Quand Omar Khadr fut fait prisonnier le 27 juillet 2002, il n’avait que quinze ans et pouvait être considéré comme un enfant-soldat, comme l’a reconnu le Secrétaire-général des Nations Unies, M. Ban Ki-moon: « C’est ainsi que le Canadien Omar Khadr est accusé d’infractions pénales qu’il aurait commises à l’âge de 15 ans en Afghanistan alors qu’il aurait été un enfant soldat (…) Malgré l’âge qu’il avait au moment des infractions présumées, les normes internationales de la justice pour mineurs n’ont pas été appliquées. » (Rapport sur les enfants et les conflits armés en Afghanistan, 10 novembre 2008.)

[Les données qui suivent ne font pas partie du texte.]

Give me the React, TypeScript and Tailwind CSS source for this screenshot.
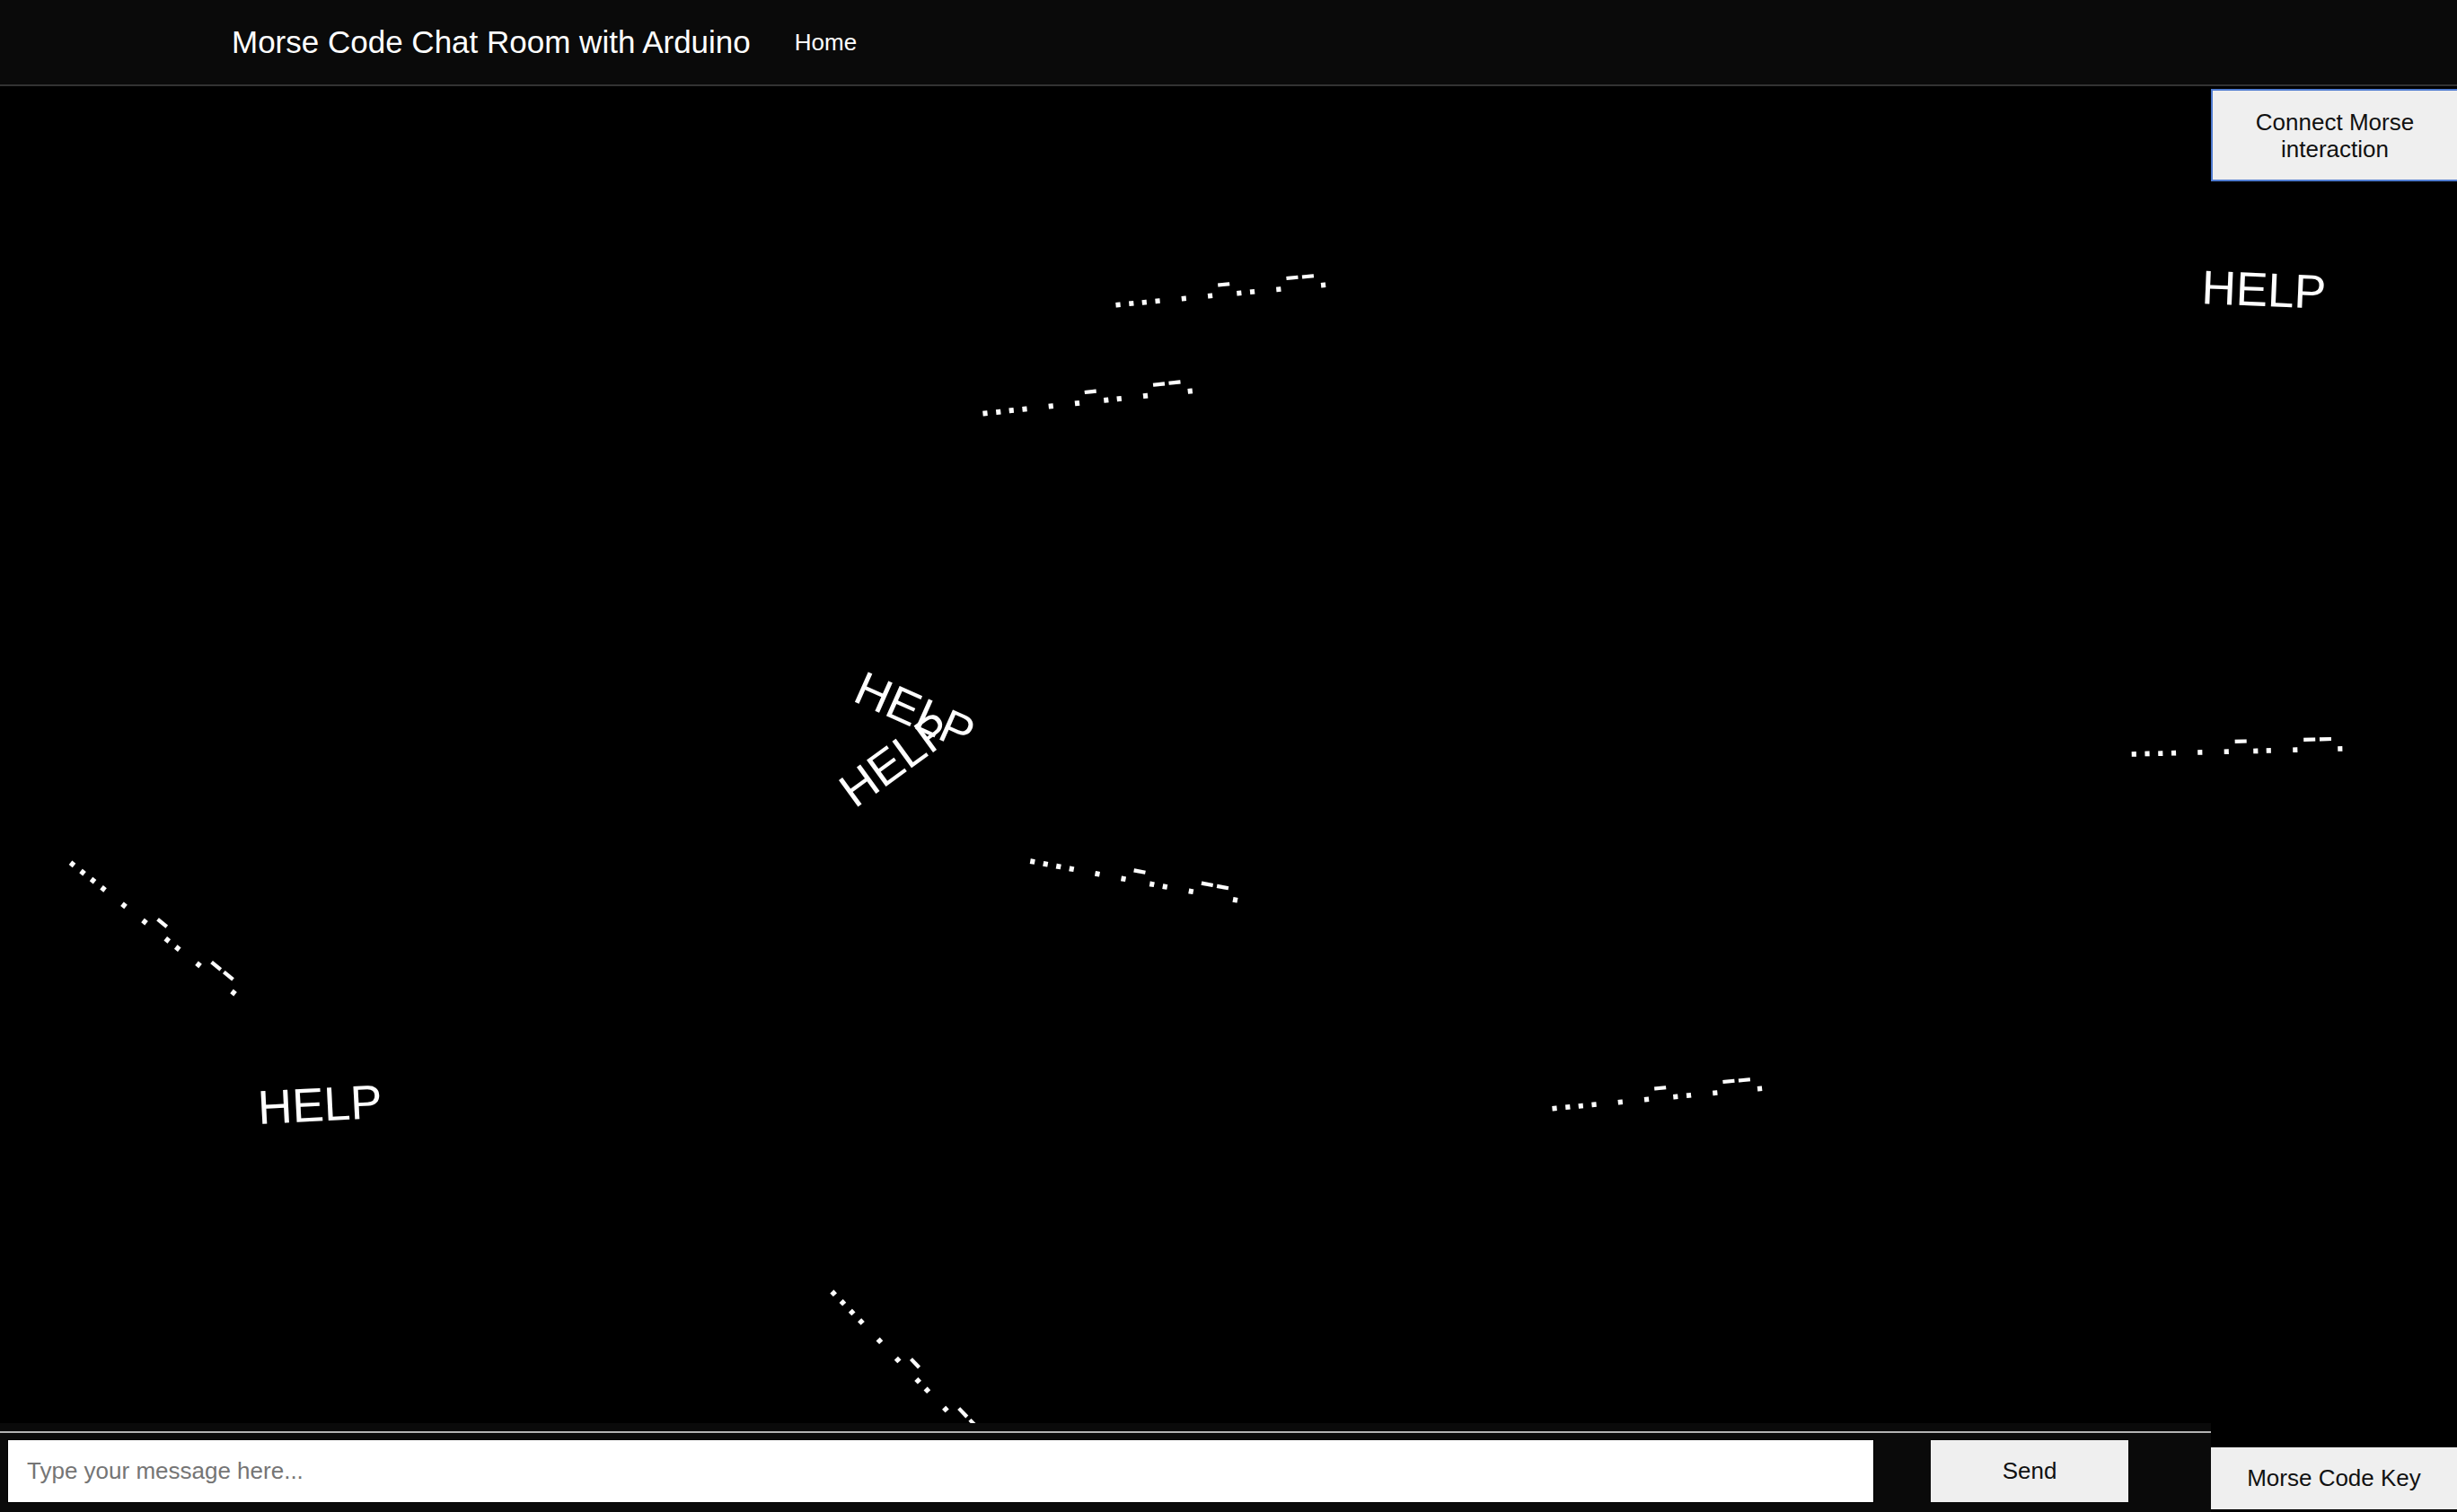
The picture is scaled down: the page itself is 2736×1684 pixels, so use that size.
import React from 'react'

const MORSE = '.... . .-.. .--.'

// first dot centre (page px) and the angle of the baseline, in degrees
const morseMarks = [
  { x: 1245, y: 340, angle: -5.5 },
  { x: 1097, y: 461, angle: -6.2 },
  { x: 2376, y: 840, angle: -1.5 },
  { x: 1150, y: 960, angle: 10.7 },
  { x: 80, y: 963, angle: 38.6 },
  { x: 1731, y: 1235, angle: -5.5 },
  { x: 928, y: 1441, angle: 46 },
]

// baseline start (page px)
const helpMarks = [
  { x: 2451, y: 338, angle: 2.4 },
  { x: 288, y: 1252, angle: -2.9 },
  { x: 948, y: 780, angle: 24 },
  { x: 952, y: 901, angle: -36 },
]

const HEADER_H = 96
const BASELINE = 45

function FloatingText({ text, x, y, angle }: { text: string; x: number; y: number; angle: number }) {
  return (
    <span
      className="absolute whitespace-pre text-[53px] leading-[53px] text-white origin-[0px_45px]"
      style={{ left: x, top: y - HEADER_H - BASELINE, transform: `rotate(${angle}deg)` }}
    >
      {text}
    </span>
  )
}

function morseOrigin(m: { x: number; y: number; angle: number }) {
  const r = (m.angle * Math.PI) / 180
  const c = Math.cos(r)
  const s = Math.sin(r)
  // dot centre sits 7.4px along the baseline and 2.6px above it
  return { x: m.x - 7.4 * c - 2.6 * s, y: m.y - 7.4 * s + 2.6 * c, angle: m.angle }
}

export default function App() {
  return (
    <div className="h-screen w-full flex flex-col bg-black overflow-hidden font-['Liberation_Sans',Arial,sans-serif]">
      <header className="h-[96px] shrink-0 flex items-center gap-[49px] pl-[258px] bg-[#0a0a0a] border-b-2 border-[#333333]">
        <span className="text-[35px] text-white">Morse Code Chat Room with Arduino</span>
        <span className="text-[26px] text-white">Home</span>
      </header>

      <main className="relative flex-1 min-h-0">
        <div className="absolute inset-0 overflow-hidden">
          {morseMarks.map((m, i) => {
            const o = morseOrigin(m)
            return <FloatingText key={`m${i}`} text={MORSE} x={o.x} y={o.y} angle={o.angle} />
          })}
          {helpMarks.map((h, i) => (
            <FloatingText key={`h${i}`} text="HELP" x={h.x} y={h.y} angle={h.angle} />
          ))}
        </div>

        <div className="relative z-10 h-full flex">
          <div className="flex-1 flex flex-col justify-end">
            <div className="h-[99px] bg-[#0a0a0a] pt-[9px]">
              <div className="h-[2px] bg-[#b3b3b3]" />
              <div className="flex items-start pt-[7px] pl-[8px]">
                <input
                  type="text"
                  placeholder="Type your message here..."
                  className="w-[2079px] h-[71px] bg-white border border-black pl-[21px] text-[26px] text-black placeholder:text-[#757575] outline-none"
                />
                <button className="ml-[63px] mt-[1px] w-[220px] h-[69px] bg-[#efefef] text-[26px] text-[#111111]">
                  Send
                </button>
              </div>
            </div>
          </div>

          <div className="w-[274px] flex flex-col justify-between">
            <button className="mt-[3px] h-[103px] bg-[#efefef] border-2 border-r-0 border-[#4f7bd0] text-[26px] leading-[30px] text-[#111111]">
              Connect Morse
              <br />
              interaction
            </button>
            <button className="mb-[3px] h-[69px] bg-[#efefef] text-[26px] text-[#111111]">Morse Code Key</button>
          </div>
        </div>
      </main>
    </div>
  )
}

Or, le Canada a signé, le 13 décembre 1991, la Convention internationale des droits de l’enfant, et en juillet 2000, le Protocole facultatif à la Convention internationale des droits de l’enfant. De plus, dans le site Affaires étrangères et commerce international Canada, section Enfants et conflits armés, on peut lire que « le Canada est déterminé à mettre fin à l’utilisation de filles et de garçons soldats et à faire en sorte que les enfants touchés par la guerre dans le monde entier soient protégés. Pour atteindre ce but, il continue de collaborer avec d’autres gouvernements et des organisations internationales afin d’apporter des solutions à ce problème au moyen d’une variété de canaux. La protection et la promotion des droits des enfants sont une préoccupation majeure du gouvernement du Canada. »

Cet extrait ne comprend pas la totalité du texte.